Typically, BLEU takes into account unigrams, bigrams, trigrams and 4-grams. Shorter n-grams are responsible for the content, and longer ones for keeping the text readable and grammatical. But for the purposes of this exercise, let's limit ourselves to bigrams only. (If you feel like it, you can later add support for trigrams and 4-grams. Then you should calculate clipped precision for unigrams, bigrams, trigrams and 4-grams, and calculate their geometric mean.)

In [None]:
### YOUR CODE ###

def extract_bigrams(sentence):
    # Return a dictionary, where keys are bigrams of the sentence,
    # and values show how many times the bigram occurs in that sentence
    pass

def bigram_precision_clipped(reference, hypothesis):
    # Do the same as in unigram_precision_clipped, but for bigrams
    pass

# Calculate clipped bigram precision for the 3 hypotheses


Now we finally managed to beat the second hypothesis. It should have a score of 0.

### 4. Brevity penalty

Let us now consider hypothesis "the kids". It still has BLEU score 1.0!

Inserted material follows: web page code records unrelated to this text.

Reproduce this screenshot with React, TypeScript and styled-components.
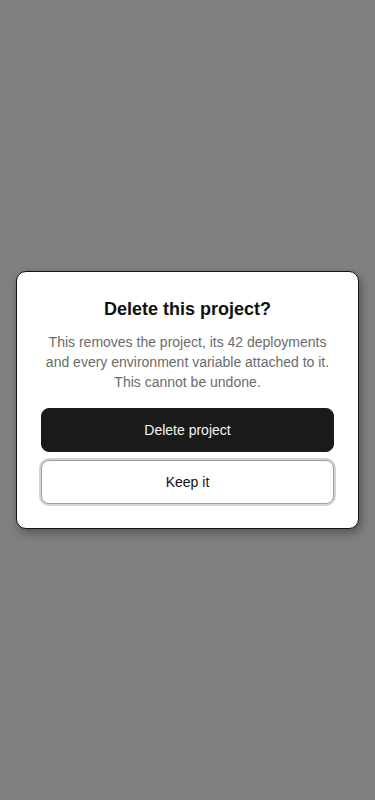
import React from "react";
import styled, { createGlobalStyle } from "styled-components";

const Global = createGlobalStyle`
  html, body { margin: 0; padding: 0; }
  body { font-family: "Liberation Sans", Arial, sans-serif; background: #808080; }
  * { box-sizing: border-box; }
`;

const Overlay = styled.div`
  width: 375px;
  height: 800px;
  background: #808080;
  display: flex;
  align-items: center;
  justify-content: center;
  padding: 0 16px;
`;

const Dialog = styled.div`
  width: 100%;
  background: #ffffff;
  border: 1px solid #141414;
  border-radius: 10px;
  box-shadow: 2px 4px 10px rgba(0, 0, 0, 0.35);
  padding: 25px 24px 24px;
  display: flex;
  flex-direction: column;
  text-align: center;
`;

const Title = styled.h2`
  margin: 0;
  font-size: 18px;
  line-height: 24px;
  font-weight: 700;
  color: #111111;
`;

const Body = styled.p`
  margin: 11px 0 0;
  font-size: 14px;
  line-height: 20px;
  color: #6b6b6b;
`;

const Actions = styled.div`
  margin-top: 16px;
  display: flex;
  flex-direction: column;
  gap: 8px;
`;

const Button = styled.button<{ $variant: "primary" | "secondary" }>`
  height: 44px;
  width: 100%;
  border-radius: 8px;
  font-family: "Liberation Sans", Arial, sans-serif;
  font-size: 14px;
  cursor: pointer;
  background: ${(p) => (p.$variant === "primary" ? "#1a1a1a" : "#ffffff")};
  color: ${(p) => (p.$variant === "primary" ? "#f5f5f5" : "#111111")};
  border: ${(p) => (p.$variant === "primary" ? "1px solid #1a1a1a" : "1px solid #a0a0a0")};
  box-shadow: ${(p) => (p.$variant === "primary" ? "none" : "0 0 0 2px #d4d4d4")};
`;

export default function App() {
  return (
    <>
      <Global />
      <Overlay>
        <Dialog role="dialog" aria-modal="true">
          <Title>Delete this project?</Title>
          <Body>
            This removes the project, its 42 deployments and every environment variable attached to it. This cannot be undone.
          </Body>
          <Actions>
            <Button $variant="primary">Delete project</Button>
            <Button $variant="secondary">Keep it</Button>
          </Actions>
        </Dialog>
      </Overlay>
    </>
  );
}
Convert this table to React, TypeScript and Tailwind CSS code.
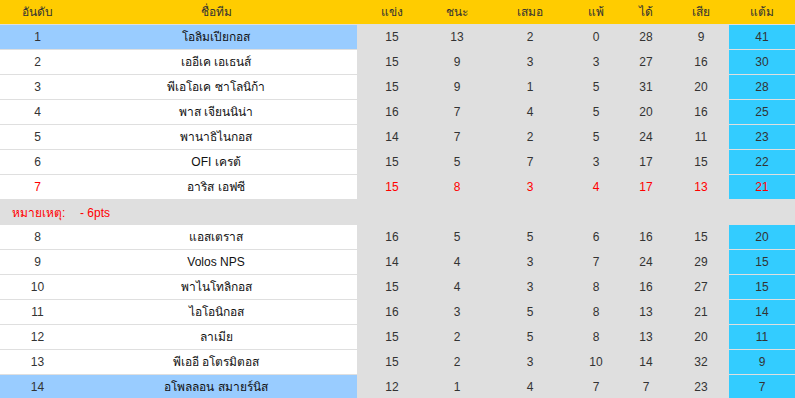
import React from 'react';

type Row = {
  pos: number;
  team: string;
  p: number;
  w: number;
  d: number;
  l: number;
  gf: number;
  ga: number;
  pts: number;
  hl?: boolean;
  red?: boolean;
};

const top: Row[] = [
  { pos: 1, team: 'โอลิมเปียกอส', p: 15, w: 13, d: 2, l: 0, gf: 28, ga: 9, pts: 41, hl: true },
  { pos: 2, team: 'เออีเค เอเธนส์', p: 15, w: 9, d: 3, l: 3, gf: 27, ga: 16, pts: 30 },
  { pos: 3, team: 'พีเอโอเค ซาโลนิก้า', p: 15, w: 9, d: 1, l: 5, gf: 31, ga: 20, pts: 28 },
  { pos: 4, team: 'พาส เจียนนิน่า', p: 16, w: 7, d: 4, l: 5, gf: 20, ga: 16, pts: 25 },
  { pos: 5, team: 'พานาธิไนกอส', p: 14, w: 7, d: 2, l: 5, gf: 24, ga: 11, pts: 23 },
  { pos: 6, team: 'OFI เครต้', p: 15, w: 5, d: 7, l: 3, gf: 17, ga: 15, pts: 22 },
  { pos: 7, team: 'อาริส เอฟซี', p: 15, w: 8, d: 3, l: 4, gf: 17, ga: 13, pts: 21, red: true },
];

const bottom: Row[] = [
  { pos: 8, team: 'แอสเตราส', p: 16, w: 5, d: 5, l: 6, gf: 16, ga: 15, pts: 20 },
  { pos: 9, team: 'Volos NPS', p: 14, w: 4, d: 3, l: 7, gf: 24, ga: 29, pts: 15 },
  { pos: 10, team: 'พาไนโทลิกอส', p: 15, w: 4, d: 3, l: 8, gf: 16, ga: 27, pts: 15 },
  { pos: 11, team: 'ไอโอนิกอส', p: 16, w: 3, d: 5, l: 8, gf: 13, ga: 21, pts: 14 },
  { pos: 12, team: 'ลาเมีย', p: 15, w: 2, d: 5, l: 8, gf: 13, ga: 20, pts: 11 },
  { pos: 13, team: 'พีเออี อโตรมิตอส', p: 15, w: 2, d: 3, l: 10, gf: 14, ga: 32, pts: 9 },
  { pos: 14, team: 'อโพลลอน สมายร์นิส', p: 12, w: 1, d: 4, l: 7, gf: 7, ga: 23, pts: 7, hl: true },
];

const cols = 'grid grid-cols-[75px_282px_70px_60px_86px_46px_54px_56px_66px]';

const TableRow: React.FC<{ r: Row }> = ({ r }) => {
  const num = r.red ? 'text-[#ff0000]' : 'text-[#333333]';
  const side = r.hl ? 'bg-[#99ccff]' : 'bg-white';
  return (
    <div className={`${cols} h-[25px] border-b border-[#dfdfdf] text-[12px] leading-[24px] text-center`}>
      <div className={`${side} ${num}`}>{r.pos}</div>
      <div className={`${side} text-[#111111]`}>{r.team}</div>
      <div className={`bg-[#dfdfdf] ${num}`}>{r.p}</div>
      <div className={`bg-[#dfdfdf] ${num}`}>{r.w}</div>
      <div className={`bg-[#dfdfdf] ${num}`}>{r.d}</div>
      <div className={`bg-[#dfdfdf] ${num}`}>{r.l}</div>
      <div className={`bg-[#dfdfdf] ${num}`}>{r.gf}</div>
      <div className={`bg-[#dfdfdf] ${num}`}>{r.ga}</div>
      <div className={`bg-[#33ccff] ${num}`}>{r.pts}</div>
    </div>
  );
};

export default function App() {
  const heads = ['อันดับ', 'ชื่อทีม', 'แข่ง', 'ชนะ', 'เสมอ', 'แพ้', 'ได้', 'เสีย', 'แต้ม'];
  return (
    <div className="w-[795px] h-[398px] overflow-hidden bg-white font-['Liberation_Sans',Tahoma,sans-serif]">
      <div className={`${cols} h-[25px] bg-[#ffcc00] border-b border-[#dfdfdf] text-[12px] leading-[24px] text-center text-[#333333]`}>
        {heads.map((h) => (
          <div key={h}>{h}</div>
        ))}
      </div>
      {top.map((r) => (
        <TableRow key={r.pos} r={r} />
      ))}
      <div className="h-[25px] bg-[#dfdfdf] flex items-center text-[12px] text-[#ff0000] pl-[12px]">
        <span className="w-[68px] shrink-0">หมายเหตุ:</span>
        <span>- 6pts</span>
      </div>
      {bottom.map((r) => (
        <TableRow key={r.pos} r={r} />
      ))}
    </div>
  );
}
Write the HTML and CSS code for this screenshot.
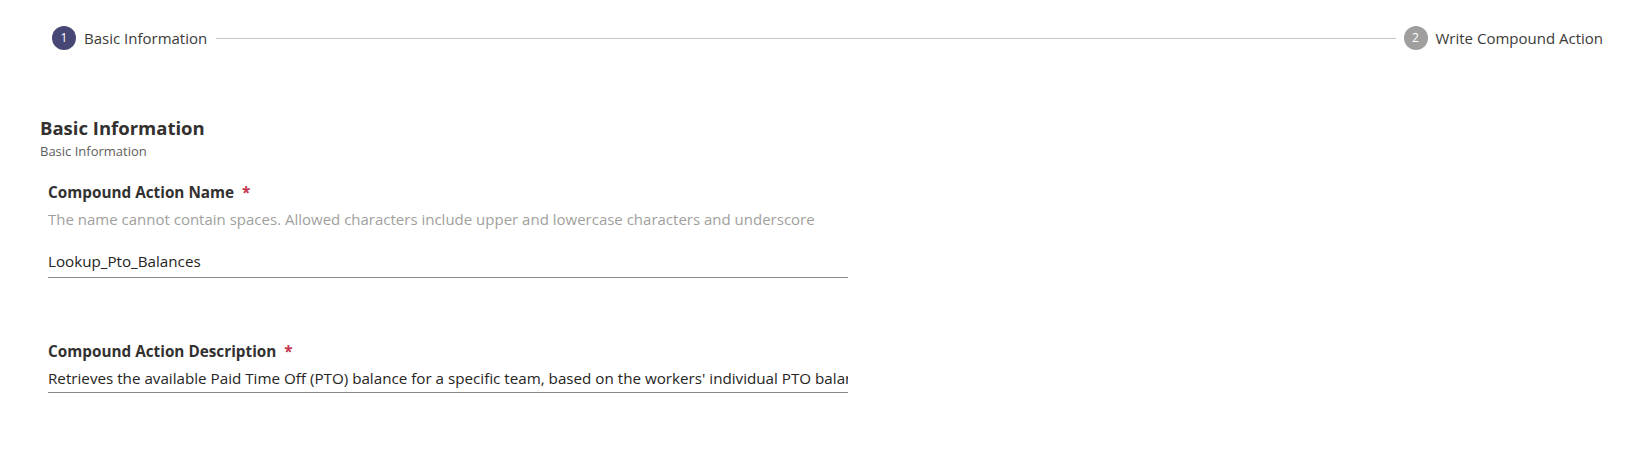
FILE: index.html
```html
<!DOCTYPE html>
<html>
<head>
<meta charset="utf-8">
<link rel="stylesheet" href="styles.css">
</head>
<body>
<div class="stepper">
  <div class="step">
    <span class="dot dot-active">1</span>
    <span class="step-label">Basic Information</span>
  </div>
  <div class="step-line"></div>
  <div class="step">
    <span class="dot dot-idle">2</span>
    <span class="step-label">Write Compound Action</span>
  </div>
</div>

<section class="section">
  <h2 class="section-title">Basic Information</h2>
  <div class="section-sub">Basic Information</div>

  <div class="field field-name">
    <label class="field-label" for="ca-name">Compound Action Name <span class="req">*</span></label>
    <div class="field-help">The name cannot contain spaces. Allowed characters include upper and lowercase characters and underscore</div>
    <input id="ca-name" class="field-input" type="text" value="Lookup_Pto_Balances" readonly>
  </div>

  <div class="field field-desc">
    <label class="field-label" for="ca-desc">Compound Action Description <span class="req">*</span></label>
    <input id="ca-desc" class="field-input" type="text" value="Retrieves the available Paid Time Off (PTO) balance for a specific team, based on the workers' individual PTO balances" readonly>
  </div>
</section>
</body>
</html>
```

FILE: styles.css
```css
* { box-sizing: border-box; }
html, body { margin: 0; padding: 0; background: #ffffff; }
body {
  font-family: "Open Sans", "Noto Sans", sans-serif;
  color: #252423;
  width: 1637px;
  height: 453px;
  overflow: hidden;
}

.stepper {
  display: flex;
  align-items: center;
  padding: 26px 34px 0 52px;
  height: 50px;
}
.step {
  display: flex;
  align-items: center;
}
.dot {
  width: 24px;
  height: 24px;
  border-radius: 50%;
  display: flex;
  align-items: center;
  justify-content: center;
  color: #ffffff;
  font-size: 12px;
  line-height: 1;
}
.dot-active { background: #464775; }
.dot-idle { background: #a19f9d; }
.step-label {
  margin-left: 8px;
  font-size: 15px;
  line-height: 20px;
  color: #3b3a39;
  white-space: nowrap;
}
.step-line {
  flex: 1;
  height: 1px;
  background: #c8c6c4;
  margin: 0 8px 0 9px;
}

.section {
  padding: 66px 0 0 40px;
}
.section-title {
  margin: 0;
  font-size: 18.5px;
  font-weight: 700;
  line-height: 24px;
  color: #323130;
}
.section-sub {
  margin-top: 2px;
  font-size: 13px;
  line-height: 18px;
  color: #605e5c;
}

.field {
  display: flex;
  flex-direction: column;
  margin-left: 8px;
  width: 800px;
}
.field-name { margin-top: 22px; }
.field-desc { margin-top: 63px; }
.field-label {
  display: block;
  font-size: 15.3px;
  font-weight: 700;
  line-height: 20px;
  color: #323130;
}
.req {
  color: #c4314b;
  margin-left: 4px;
}
.field-help {
  font-size: 15px;
  line-height: 22px;
  color: #a19f9d;
  margin-top: 6px;
}
.field-input {
  display: block;
  width: 800px;
  height: 26px;
  margin: 0;
  padding: 0 0 3px 0;
  font-family: inherit;
  font-size: 15.2px;
  line-height: 22px;
  color: #252423;
  background: transparent;
  border: none;
  border-bottom: 1px solid #8a8886;
  border-radius: 0;
  outline: none;
}
.field-name .field-input {
  margin-top: 20px;
  height: 28px;
  padding-bottom: 5px;
}
.field-desc .field-input { margin-top: 6px; }
```
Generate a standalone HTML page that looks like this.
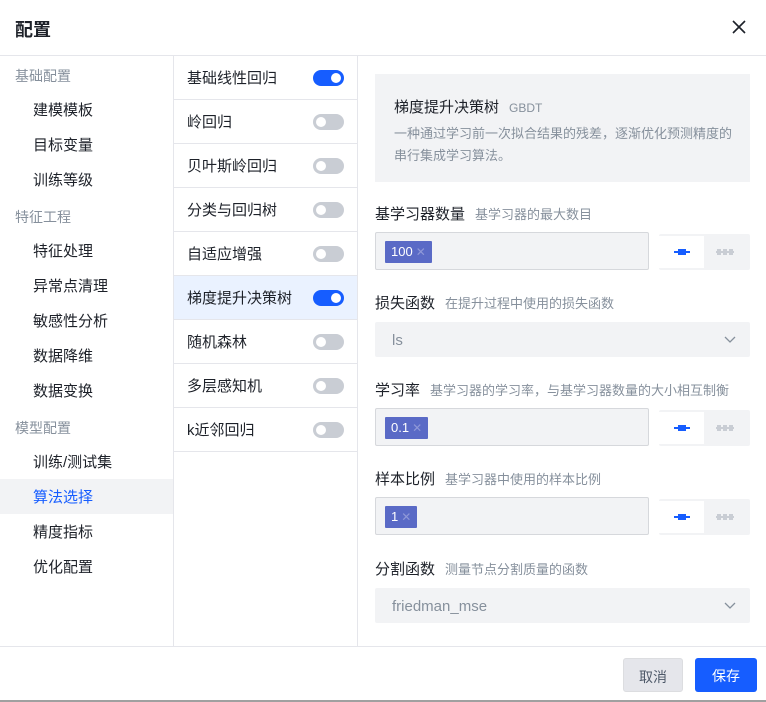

BLEU in the form we have now favours short translations, which can have high precision while keeping very little meaning from the reference. So the final thing we will introduce is the brevity penalty. If the hypothesis is at least as long as the reference, the brevity penalty is 1. If it is shorter, it equals $e^{1-r/c}$, where $r$ is the length of the reference, and $c$ the length of the hypothesis (candidate). The shorter the hypothesis is compared to the reference, the closer to 0 the number will be. We will multiply our scores by this coefficient.

In [None]:
### YOUR CODE ###

def brevity_penalty(reference, hypothesis):
    # Calculate brevity penalty for a reference-hypothesis pair
    pass

# Calculate clipped biigram precision * brevity penalty for the 3 hypotheses


Now we have something more reasonable. "the kids" has a very low score of 0.05.